::: INFORMATION SUPPLIED

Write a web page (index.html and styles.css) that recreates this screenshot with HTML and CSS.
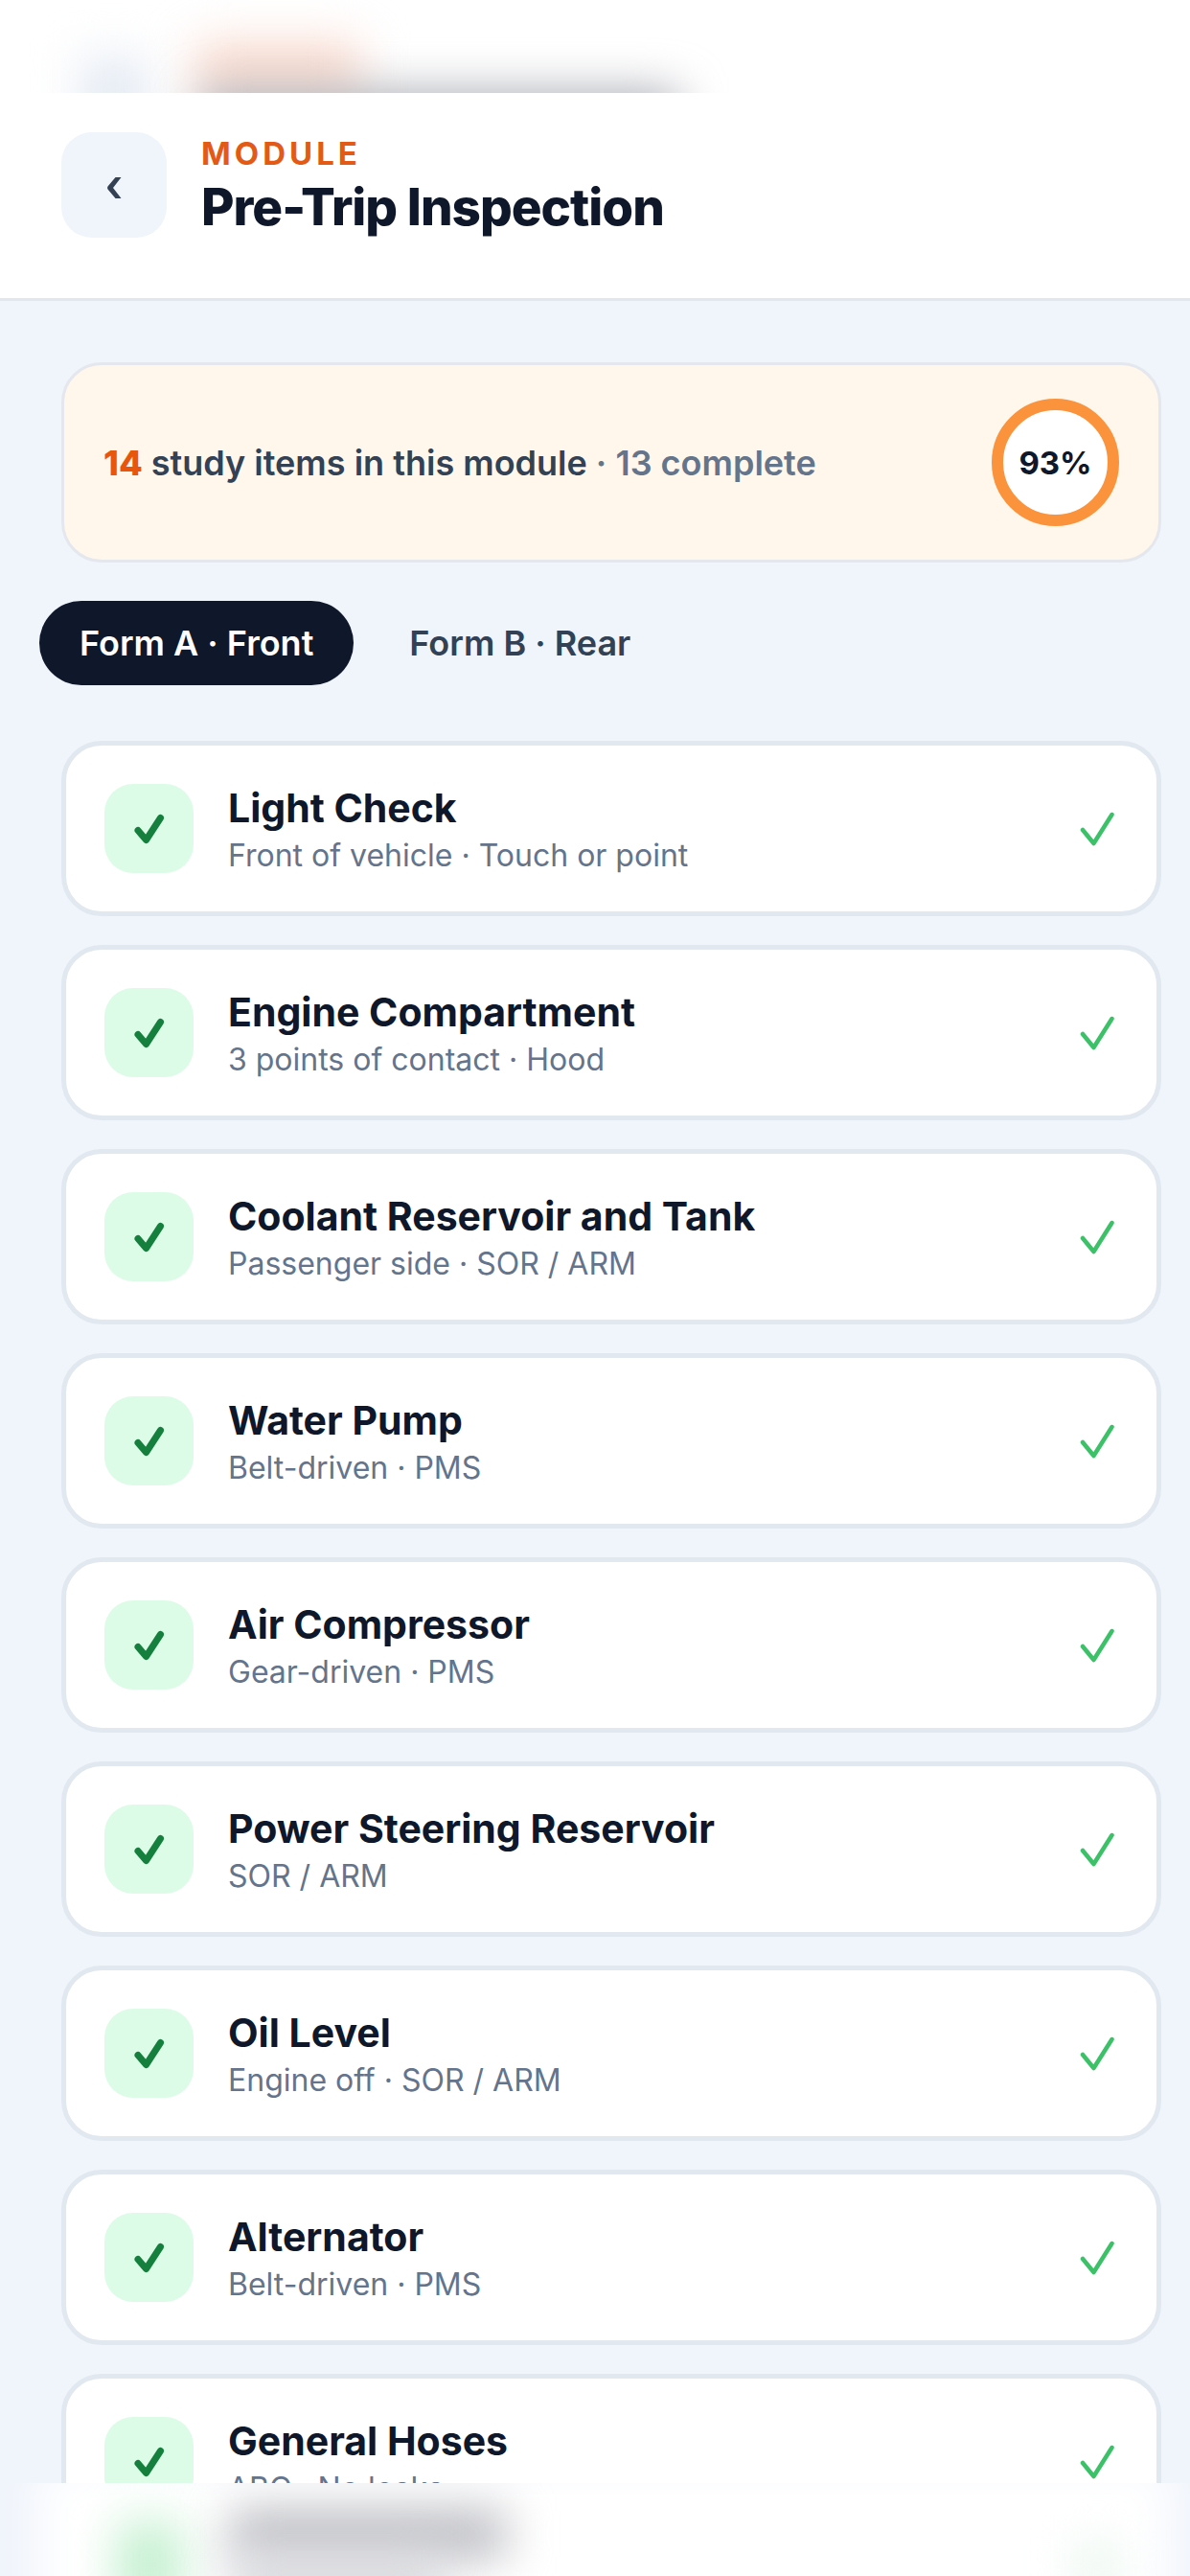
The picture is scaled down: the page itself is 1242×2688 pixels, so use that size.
FILE: index.html
```html
<!DOCTYPE html>
<html lang="en">
<head>
    <meta charset="utf-8">
    <meta name="viewport" content="width=device-width, initial-scale=1">
    <title>Pre-Trip Inspection</title>
    <link rel="stylesheet" href="styles.css">
</head>
<body>
    <!-- check shapes shared by every row -->
    <svg class="symbols" aria-hidden="true">
        <symbol id="check-bold" viewBox="0 0 32 32">
            <path d="M4 17.500 L12.500 27.500 L27.500 4.500" fill="none" stroke="currentColor" stroke-width="7" stroke-linecap="round" stroke-linejoin="round"/>
        </symbol>
        <symbol id="check-thin" viewBox="0 0 36 36">
            <path d="M3 19 L14.500 33 L33.500 3" fill="none" stroke="currentColor" stroke-width="4.500" stroke-linecap="round" stroke-linejoin="round"/>
        </symbol>
    </svg>

    <div class="app">
        <div class="top-glass" aria-hidden="true">
            <span class="smudge smudge-back"></span>
            <span class="smudge smudge-label"></span>
            <span class="smudge smudge-title"></span>
        </div>

        <header class="header">
            <button class="back" type="button" aria-label="Back">
                <svg viewBox="0 0 16 22" aria-hidden="true"><path d="M9.500 0 H15.500 L7 11 L15.500 22 H9.500 L1.500 12.500 Q.5 11 1.500 9.500 Z" fill="currentColor"/></svg>
            </button>
            <div>
                <p class="eyebrow">MODULE</p>
                <h1>Pre-Trip Inspection</h1>
            </div>
        </header>

        <main class="content">
            <section class="summary">
                <p><strong>14</strong> study items in this module <span>· 13 complete</span></p>
                <div class="ring">93%</div>
            </section>

            <nav class="tabs">
                <button class="tab active" type="button">Form A · Front</button>
                <button class="tab" type="button">Form B · Rear</button>
            </nav>

            <ul class="items">
                <li><a class="item" href="#light-check">
                    <span class="badge"><svg><use href="#check-bold"/></svg></span>
                    <span class="text"><b>Light Check</b><small>Front of vehicle · Touch or point</small></span>
                    <svg class="done"><use href="#check-thin"/></svg>
                </a></li>
                <li><a class="item" href="#engine-compartment">
                    <span class="badge"><svg><use href="#check-bold"/></svg></span>
                    <span class="text"><b>Engine Compartment</b><small>3 points of contact · Hood</small></span>
                    <svg class="done"><use href="#check-thin"/></svg>
                </a></li>
                <li><a class="item" href="#coolant">
                    <span class="badge"><svg><use href="#check-bold"/></svg></span>
                    <span class="text"><b>Coolant Reservoir and Tank</b><small>Passenger side · SOR / ARM</small></span>
                    <svg class="done"><use href="#check-thin"/></svg>
                </a></li>
                <li><a class="item" href="#water-pump">
                    <span class="badge"><svg><use href="#check-bold"/></svg></span>
                    <span class="text"><b>Water Pump</b><small>Belt-driven · PMS</small></span>
                    <svg class="done"><use href="#check-thin"/></svg>
                </a></li>
                <li><a class="item" href="#air-compressor">
                    <span class="badge"><svg><use href="#check-bold"/></svg></span>
                    <span class="text"><b>Air Compressor</b><small>Gear-driven · PMS</small></span>
                    <svg class="done"><use href="#check-thin"/></svg>
                </a></li>
                <li><a class="item" href="#power-steering">
                    <span class="badge"><svg><use href="#check-bold"/></svg></span>
                    <span class="text"><b>Power Steering Reservoir</b><small>SOR / ARM</small></span>
                    <svg class="done"><use href="#check-thin"/></svg>
                </a></li>
                <li><a class="item" href="#oil-level">
                    <span class="badge"><svg><use href="#check-bold"/></svg></span>
                    <span class="text"><b>Oil Level</b><small>Engine off · SOR / ARM</small></span>
                    <svg class="done"><use href="#check-thin"/></svg>
                </a></li>
                <li><a class="item" href="#alternator">
                    <span class="badge"><svg><use href="#check-bold"/></svg></span>
                    <span class="text"><b>Alternator</b><small>Belt-driven · PMS</small></span>
                    <svg class="done"><use href="#check-thin"/></svg>
                </a></li>
                <li><a class="item" href="#general-hoses">
                    <span class="badge"><svg><use href="#check-bold"/></svg></span>
                    <span class="text"><b>General Hoses</b><small>ABC · No leaks</small></span>
                    <svg class="done"><use href="#check-thin"/></svg>
                </a></li>
            </ul>
        </main>

        <div class="bottom-glass" aria-hidden="true">
            <span class="smudge smudge-card"></span>
            <span class="smudge smudge-badge"></span>
            <span class="smudge smudge-name"></span>
            <span class="smudge smudge-note"></span>
            <span class="smudge smudge-done"></span>
        </div>
    </div>
</body>
</html>
```
FILE: styles.css
```css
* {
    box-sizing: border-box;
}

body {
    margin: 0;
    font-family: Inter, "Liberation Sans", sans-serif;
    color: #0f172a;
    background: #f0f4fb;
}

h1, p, ul {
    margin: 0;
    padding: 0;
}

button {
    font: inherit;
    border: none;
    cursor: pointer;
}

.symbols {
    display: none;
}

.app {
    height: 100vh;
    display: flex;
    flex-direction: column;
}

/* frosted strips at the screen edges */
.top-glass, .bottom-glass {
    position: relative;
    flex: none;
    height: 97px;
    overflow: hidden;
}

.top-glass {
    background: #fff;
}

.smudge {
    position: absolute;
    filter: blur(24px);
}

.smudge-back {
    left: 84px;
    top: 60px;
    width: 70px;
    height: 80px;
    background: #e4eaf3;
}

.smudge-label {
    left: 204px;
    top: 44px;
    width: 172px;
    height: 60px;
    background: #f8dace;
}

.smudge-title {
    left: 208px;
    top: 96px;
    width: 500px;
    height: 70px;
    background: #a9abb3;
}

.smudge-card {
    left: 40px;
    right: 20px;
    top: -20px;
    height: 180px;
    background: #fff;
}

.smudge-badge {
    left: 122px;
    top: 40px;
    width: 68px;
    height: 90px;
    background: #c4f0d0;
}

.smudge-name {
    left: 240px;
    top: 28px;
    width: 288px;
    height: 50px;
    background: #b9bac0;
}

.smudge-note {
    left: 242px;
    top: 76px;
    width: 220px;
    height: 50px;
    background: #d6d7db;
}

.smudge-done {
    left: 1120px;
    top: 62px;
    width: 50px;
    height: 50px;
    background: #eaf6ee;
}

.header {
    flex: none;
    display: flex;
    align-items: flex-start;
    gap: 36px;
    padding: 41px 64px 61px;
    background: #fff;
    border-bottom: 3px solid #e2e6ee;
}

.back {
    display: grid;
    place-items: center;
    width: 110px;
    height: 110px;
    padding: 6px 0 0;
    border-radius: 32px;
    color: #334155;
    background: #f0f4fb;
}

.back svg {
    width: 16px;
    height: 22px;
}

.eyebrow {
    color: #e25a15;
    font-size: 33px;
    line-height: 44px;
    font-weight: 700;
    letter-spacing: 4px;
}

h1 {
    font-size: 53px;
    line-height: 68px;
    font-weight: 800;
    letter-spacing: -1px;
}

.content {
    flex: 1;
    min-height: 0;
    overflow-y: auto;
    scrollbar-width: none;
    padding: 64px 30px 64px 64px;
}

.summary {
    display: flex;
    align-items: center;
    justify-content: space-between;
    padding: 35px 41px;
    color: #334155;
    background: #fff7eb;
    border: 3px solid #e4e7ee;
    border-radius: 42px;
    font-size: 36px;
    line-height: 40px;
    font-weight: 600;
}

.summary strong {
    color: #e8560e;
    font-weight: 800;
}

.summary span {
    color: #64748b;
}

.ring {
    display: grid;
    place-items: center;
    width: 133px;
    height: 133px;
    border: 12px solid #fb923c;
    border-radius: 50%;
    color: #0f172a;
    background: #fff;
    font-size: 33px;
    font-weight: 700;
}

.tabs {
    display: flex;
    gap: 16px;
    margin: 40px 0 58px -23px;
}

.tab {
    padding: 22px 42px;
    border-radius: 44px;
    color: #334155;
    background: none;
    font-size: 36px;
    line-height: 44px;
    font-weight: 600;
}

.tab.active {
    color: #fff;
    background: #0f172a;
}

.items {
    display: grid;
    gap: 30px;
    list-style: none;
}

.item {
    display: flex;
    align-items: center;
    gap: 36px;
    padding: 33px 44px 33px 40px;
    color: inherit;
    background: #fff;
    border: 5px solid #e2e8f0;
    border-radius: 42px;
    text-decoration: none;
}

.badge {
    display: grid;
    place-items: center;
    width: 93px;
    height: 93px;
    border-radius: 30px;
    color: #15803d;
    background: #dcfce7;
}

.badge svg {
    width: 32px;
    height: 32px;
}

.text {
    flex: 1;
    display: flex;
    flex-direction: column;
    padding-top: 7px;
}

.text b {
    font-size: 41px;
    line-height: 50px;
    font-weight: 700;
}

.text small {
    color: #64748b;
    font-size: 32px;
    line-height: 50px;
}

.done {
    width: 36px;
    height: 36px;
    color: #3cc168;
}
```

::::::

## INSTRUCTION
Collect each line above holding the string "styles".

## SOLUTION BELOW
Write a web page (index.html and styles.css) that recreates this screenshot with HTML and CSS.
    <link rel="stylesheet" href="styles.css">
FILE: styles.css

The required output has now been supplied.